The story of Jesus walking on water and Peter’s attempt at the same is one of the wildest in all of the New Testament. The powerful metaphor of Peter being able to walk on the water when his eyes were on Jesus, and sink when his eyes turned toward the wind, illustrates to us how to deal with fear in our lives. Fear, not doubt, is the opposite of faith, but doubt can be a doorway to both.

The apostle Thomas has long had the nickname “doubting Thomas” because of his response to Jesus’ resurrection, depicted in John chapter 20. “Unless I see in his hands the print of the nails, and place my finger in the mark of the nails, and place my hand in his side, I will not believe” Thomas asserts to the other disciples. But his position is less about doubt as creating conditions for faith, which is based in fear. When Jesus comes to him, he gives Thomas what he asked for---the physical evidence---but also gently rebukes him by reminding him that most of His followers will not receive such favor.

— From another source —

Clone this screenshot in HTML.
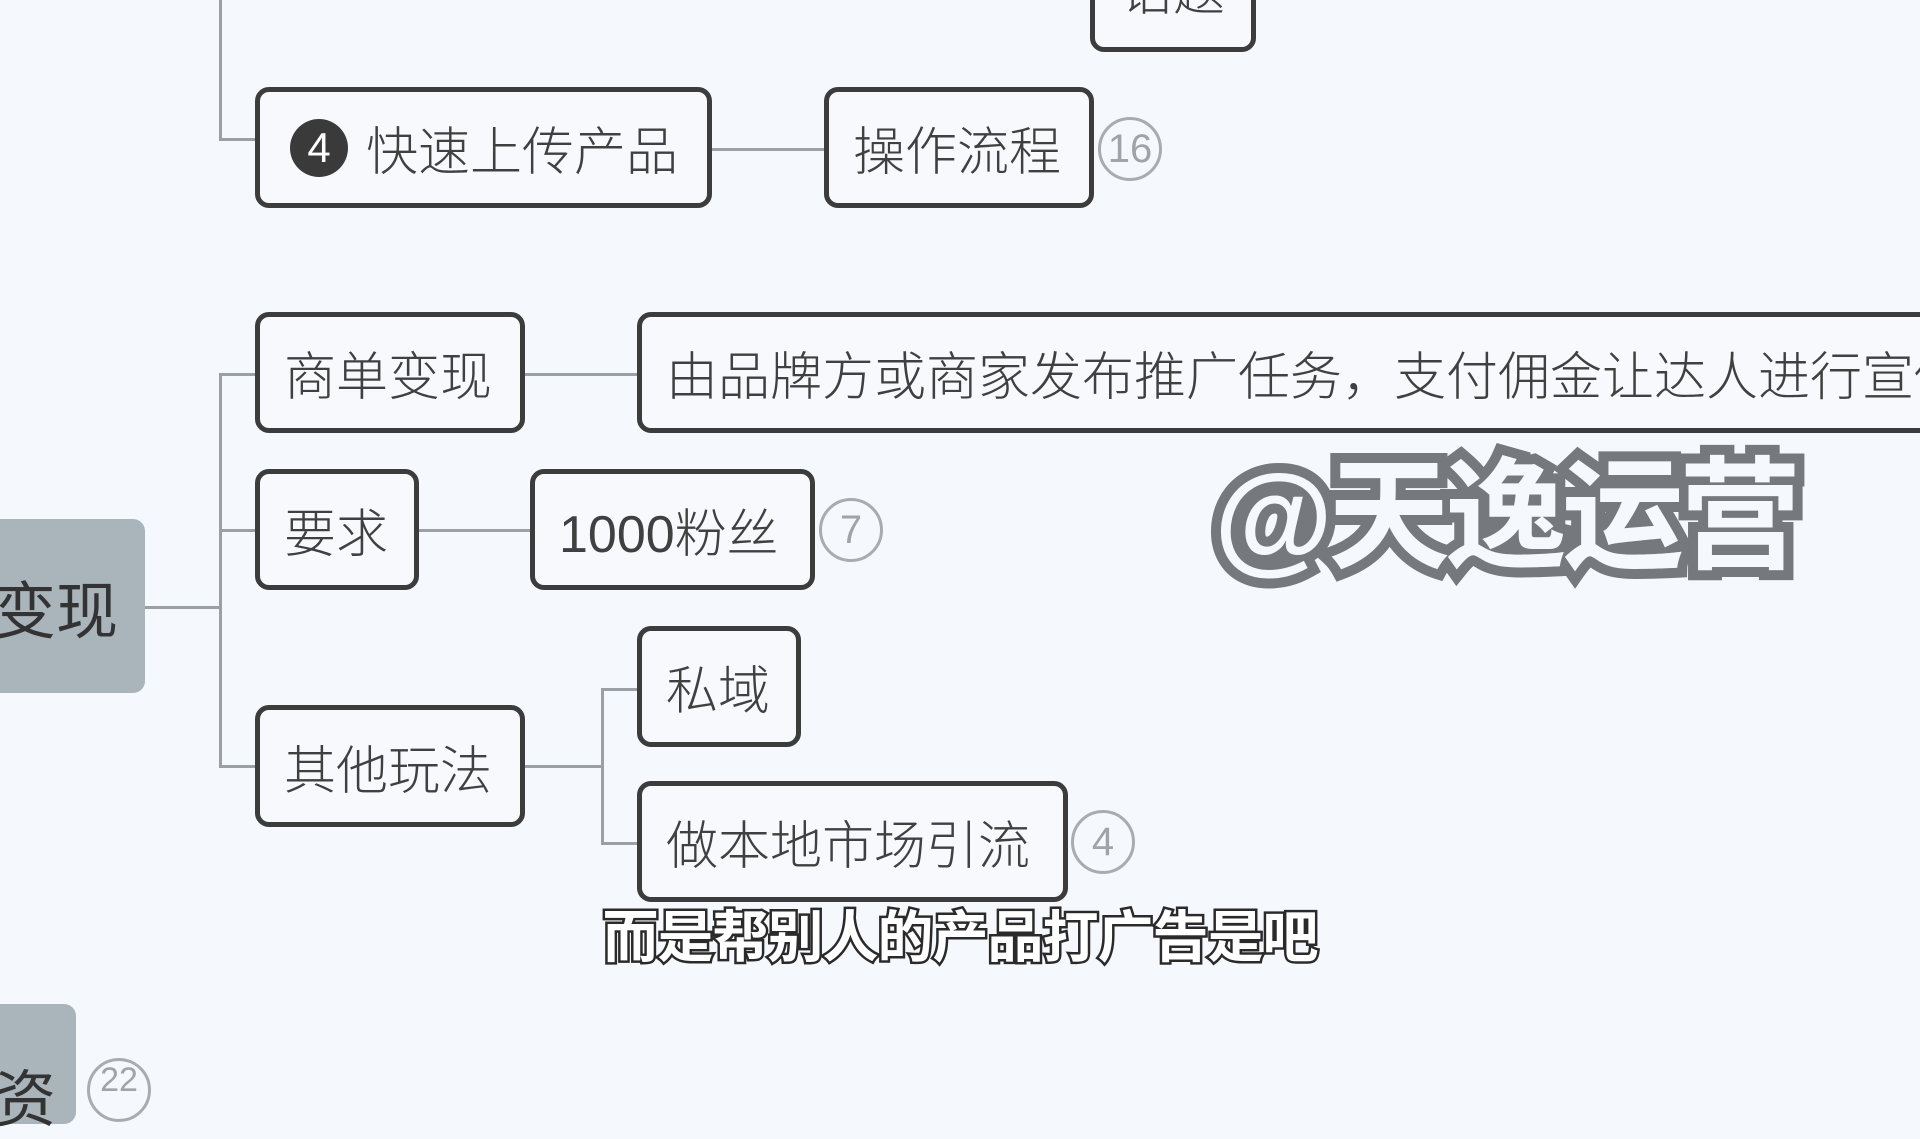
<!DOCTYPE html>
<html><head><meta charset="utf-8"><style>
html,body{margin:0;padding:0}
body{width:1920px;height:1080px;overflow:hidden;background:#f5f8fd;position:relative;font-family:"Liberation Sans","Noto Sans CJK SC",sans-serif}
.b{position:absolute;box-sizing:border-box;border:5px solid #3c3c3c;border-radius:14px;display:flex;align-items:center;padding-left:24px;font-size:52px;color:#404040;font-weight:300;white-space:nowrap;overflow:hidden;background:#f7f9fd}
.l{position:absolute;background:#9aa0a6}
.c{position:absolute;box-sizing:border-box;width:64px;height:64px;border:3px solid #a8acb0;border-radius:50%;color:#a0a4a8;font-size:40px;display:flex;align-items:center;justify-content:center}
.g{position:absolute;background:#aab4bb;border-radius:12px;color:#333;font-size:62px;display:flex;align-items:center}
</style></head><body>
<div class="l" style="left:219px;top:0;width:3px;height:140px"></div>
<div class="l" style="left:219px;top:138px;width:36px;height:3px"></div>
<div class="l" style="left:711px;top:148px;width:113px;height:3px"></div>
<div class="l" style="left:219px;top:373px;width:3px;height:394px"></div>
<div class="l" style="left:219px;top:373px;width:36px;height:3px"></div>
<div class="l" style="left:219px;top:529px;width:36px;height:3px"></div>
<div class="l" style="left:219px;top:765px;width:36px;height:3px"></div>
<div class="l" style="left:145px;top:606px;width:76px;height:3px"></div>
<div class="l" style="left:524px;top:373px;width:113px;height:3px"></div>
<div class="l" style="left:418px;top:529px;width:112px;height:3px"></div>
<div class="l" style="left:524px;top:765px;width:78px;height:3px"></div>
<div class="l" style="left:601px;top:688px;width:3px;height:156px"></div>
<div class="l" style="left:601px;top:688px;width:36px;height:3px"></div>
<div class="l" style="left:601px;top:842px;width:36px;height:3px"></div>

<div class="b" style="left:1090px;top:-60px;width:166px;height:112px;justify-content:center;padding:0;align-items:flex-end;padding-bottom:22px">话题</div>
<div class="b" style="left:255px;top:87px;width:457px;height:121px;padding-left:30px"><span style="display:inline-flex;width:58px;height:58px;border-radius:50%;background:#3a3a3a;color:#fff;font-size:42px;align-items:center;justify-content:center;margin-right:18px">4</span>快速上传产品</div>
<div class="b" style="left:824px;top:87px;width:270px;height:121px">操作流程</div>
<div class="c" style="left:1098px;top:117px">16</div>
<div class="b" style="left:255px;top:312px;width:270px;height:121px">商单变现</div>
<div class="b" style="left:637px;top:312px;width:1340px;height:121px">由品牌方或商家发布推广任务，支付佣金让达人进行宣传</div>
<div class="b" style="left:255px;top:469px;width:164px;height:121px">要求</div>
<div class="b" style="left:530px;top:469px;width:285px;height:121px">1000粉丝</div>
<div class="c" style="left:819px;top:498px">7</div>
<div class="g" style="left:-20px;top:519px;width:165px;height:174px"><span style="margin-left:14px">变现</span></div>
<div class="b" style="left:255px;top:705px;width:270px;height:122px">其他玩法</div>
<div class="b" style="left:637px;top:626px;width:164px;height:121px">私域</div>
<div class="b" style="left:637px;top:781px;width:431px;height:121px">做本地市场引流</div>
<div class="c" style="left:1071px;top:810px">4</div>
<div class="g" style="left:-20px;top:1004px;width:96px;height:120px"><span style="margin-left:14px;margin-top:60px">资</span></div>
<div class="c" style="left:87px;top:1058px;font-size:34px;align-items:flex-start">22</div>

<div style="position:absolute;left:1214px;top:418px;font-size:122px;font-weight:bold;color:#f5f8fd;white-space:nowrap;-webkit-text-stroke:20px #75787c;paint-order:stroke fill;letter-spacing:-5px">@天逸运营</div>
<div style="position:absolute;left:0;width:1920px;top:893px;text-align:center;font-size:56px;font-weight:bold;color:#fff;-webkit-text-stroke:5px #2a2a2a;paint-order:stroke fill;letter-spacing:-1px">而是帮别人的产品打广告是吧</div>
</body></html>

The classic interaction between Jill and the Lion in The Silver Chair illustrates the “dance back and forth” between fear and faith. Jill is thirsty, and is (understandably) afraid of the Lion, so she tries to bargain by stating conditions for her taking the risk:

“Are you not thirsty?" said the Lion. "I am dying of thirst," said Jill. "Then drink," said the Lion. "May I — could I — would you mind going away while I do?" said Jill. The Lion answered this only by a look and a very low growl. And as Jill gazed at its motionless bulk, she realized that she might as well have asked the whole mountain to move aside for her convenience. The delicious rippling noise of the stream was driving her nearly frantic. "Will you promise not to — do anything to me, if I do come?" said Jill. "I make no promise," said the Lion. Jill was so thirsty now that, without noticing it, she had come a step nearer. "Do you eat girls?" she said. "I have swallowed up girls and boys, women and men, kings and emperors, cities and realms," said the Lion. It didn't say this as if it were boasting, nor as if it were sorry, nor as if it were angry. It just said it. "I daren't come and drink," said Jill. "Then you will die of thirst," said the Lion. "Oh dear!" said Jill, coming another step nearer. "I suppose I must go and look for another stream then." "There is no other stream," said the Lion.

C.S. Lewis, The Silver Chair

The Lion, like Jesus, is matter-of-fact about who he is, what he is capable of, what we as humans need, and the dilemma that faith creates. He does not seek to rescue Jill from the difficult choice between faith and fear. It is the doorway of doubt through which she---and each of us---must walk. But the clear point is that the faith that God wants to inspire in us is not about the conditions, but in who He is.

Then Moses said to God, “If I come to the people of Israel and say to them, ‘The God of your fathers has sent me to you,’ and they ask me, ‘What is his name?’ what shall I say to them?” God said to Moses, “I am who I am.”

Exodus 3:13-14

When Jesus echoed that very phrase to Jewish leaders centuries later by declaring “before Abraham was, I am” (John 8:58), it is no wonder that they took up stones to throw at Him. The man they saw in Jesus did not meet with their conditions for faith.

Expressing sincere doubt as a doorway to revelation is a crucial part of building faith, but using doubt as a way to control the conditions for faith is simply masking fear. We are more interested in avoiding being wrong than in living right. We believe that in hiding we are most safe, when in truth our hiding covers us in our own tomb.

There is this difference between the growth of some human beings and that of others: in the one case it is a continuous dying, in the other a continuous resurrection. George MacDonald, The Princess and Curdie

The “continuous resurrection” involves asking, seeking and a willingness to risk on a daily basis. Peter’s failure to keep his faith on the water was far from fatal. Jesus in fact chose to build His Church upon such a Rock.